Little Rock is the first place I have ever lived where I have not used public transportation. I rode public buses to school as a child, and used them again as an adult to get to and from work every day.
I figure that if a guy like me, who is familiar and comfortable with public transit, doesn’t patronize our local version, there must be something wrong with the system. For me, it comes down to frequency and reliability. If I am going to use the bus to get somewhere on a regular basis, I want to know that the bus will pick me up and deliver me to my destination at the same time each day. And if I have to leave a little earlier or a little later, I want to know there will be other buses coming by often.
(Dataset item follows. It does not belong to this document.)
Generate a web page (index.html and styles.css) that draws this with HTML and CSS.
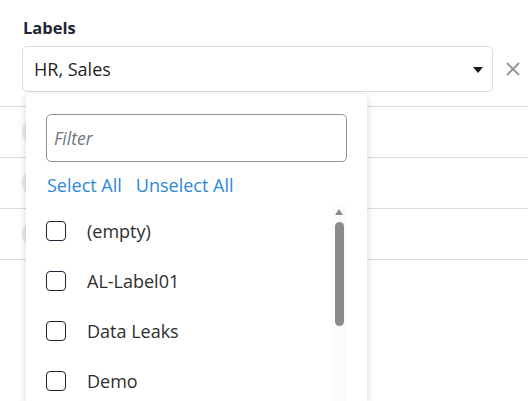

That is not the case with the buses operated by the Central Arkansas Transit Authority (CATA), but you can’t really blame them for the problems. Despite the fact that Little Rock is growing rapidly, traffic congestion and pollution are increasing, and fuel prices are rising, CATA has not had enough funding to be able to significantly enhance its service since 1994.
Part of that has to do with changes in how local transit systems are financed. The federal government significantly reduced its support for public transportation in the 1990s, leaving municipalities to take up the slack. But as we all know, Little Rock has been experiencing considerable economic difficulties, and it can barely cover the costs of police and infrastructure needs, much less adequately fund CATA.
But there are also more subtle cultural pressures at work. Very few people remember that lots of people rode public buses in Little Rock in the first half of the 20th century, before it was common to own an automobile. As long as gas prices are affordable and parking is readily available, most people will prefer the freedom and convenience of driving their own car. And that has created a stigma attached to using public transport, because it is accurately viewed as the reserve of the poor, aged and disabled.
However, a transit system is necessary precisely because it is the only way those people can get around. If an altruistic impulse and the concept of a public good don’t entirely satisfy some taxpayers, there are numerous economic studies that show the efficiencies achieved by offering an inexpensive transportation option to disadvantaged people.
For instance, if you own a business that employs low-income workers, the public bus gives you more options. If it didn’t exist, you would either have to depend on your immediate surroundings for an employee base (making it more difficult to hire and fire), or you would have to pay a wage high enough for someone to own a car (making your product more expensive, which would cause inflation in the retail economy).
That is why great cities have great public transportation systems. If you think of workers as just another good, then you want to move them as cheaply and efficiently as possible. And among middle- and higher-income workers who ride the bus, the money saved on transportation is likely to be spent at local businesses.
Little Rock is reaching a stage when it would be optimal to make a larger commitment to CATA. The city’s expansion in all directions is bringing more people to the region, but there are only so many roads that can be built or widened. As the physical distance between prosperous and working-class neighborhoods grows, the former is becoming more dependent on the latter for services. It makes sense to begin planning for a future when gasoline prices rise, rush hour and parking become bigger problems, and environmental concerns are elevated in the public consciousness.
Keith Jones, CATA’s executive director, says that a quarter-cent regional sales tax would be the “silver bullet” to reduce the burden on city government and provide for the system’s growth. Alternatively, a UALR task force proposed a hotel/motel lodging tax for Pulaski County as a far more modest way to compensate for recent revenue shortfalls.
Poor people rarely have political advocates, but there are so many good reasons for Central Arkansas to have an ambitious public transportation plan. Anyone who has ever commuted to Little Rock from Conway, Benton, Bryant or Pine Bluff probably could see the benefit of a light-rail line connecting those cities to the state’s largest city. Think of the public money that could be saved on highway maintenance, and the private money that could be saved on fuel and parking. Plus you could read the paper on the way to work, and maybe a novel on the trip back home.
It’s called progress, which is what happens when our government responsibly allocates its resources for the benefit of society — which means everyone.